Risks are real. Gains in the lab may shrink when designs move to high-volume manufacturing. Cost trade-offs in packaging or new thermal materials could offset some of the benefit, and incumbents with existing supply chains may hesitate to adopt changes that add complexity. Investors should watch for early partnerships and pilot programs, which would signal that OEMs see a clear path to scale.

Caveats, timelines and what reporters and investors should watch next

There are several open questions to keep in mind. First, imec’s results come from controlled test setups — real products face variability in yield, reliability and cost. Second, scalability is not guaranteed: techniques that work on small test arrays sometimes run into unexpected thermal or electrical issues at full wafer and package volume. Third, cost: new interposers, materials or assembly steps add production expense, and vendors will trade off those costs against performance gains.
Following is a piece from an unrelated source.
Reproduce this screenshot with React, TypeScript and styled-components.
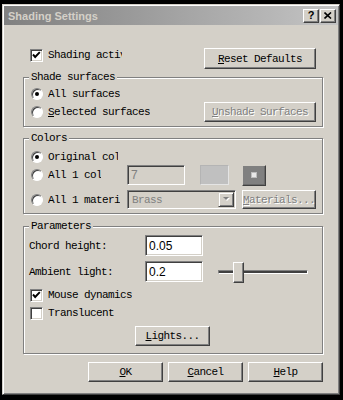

Key milestones to monitor include: announcements of industry partnerships or licensing deals between imec and chipmakers; prototype boards from major GPU vendors that explicitly reference co-optimized packaging; pilot production runs from packaging houses; and any early statements on impacts to power envelopes and TCO from large cloud providers. Also watch standards activity around HBM stack interfaces and interposer specs — wider adoption will require industry consensus on some packaging details.

In short, imec’s STCO result is a credible technical advance that narrows a stubborn barrier for stacked GPU architectures. It doesn’t guarantee immediate shifts in product roadmaps, but it changes the engineering conversation. For investors, the story points to possible winners across chip design, memory supply and advanced packaging — provided the techniques pass the tough tests of cost, yield and scale that separate lab demos from mass-market hardware.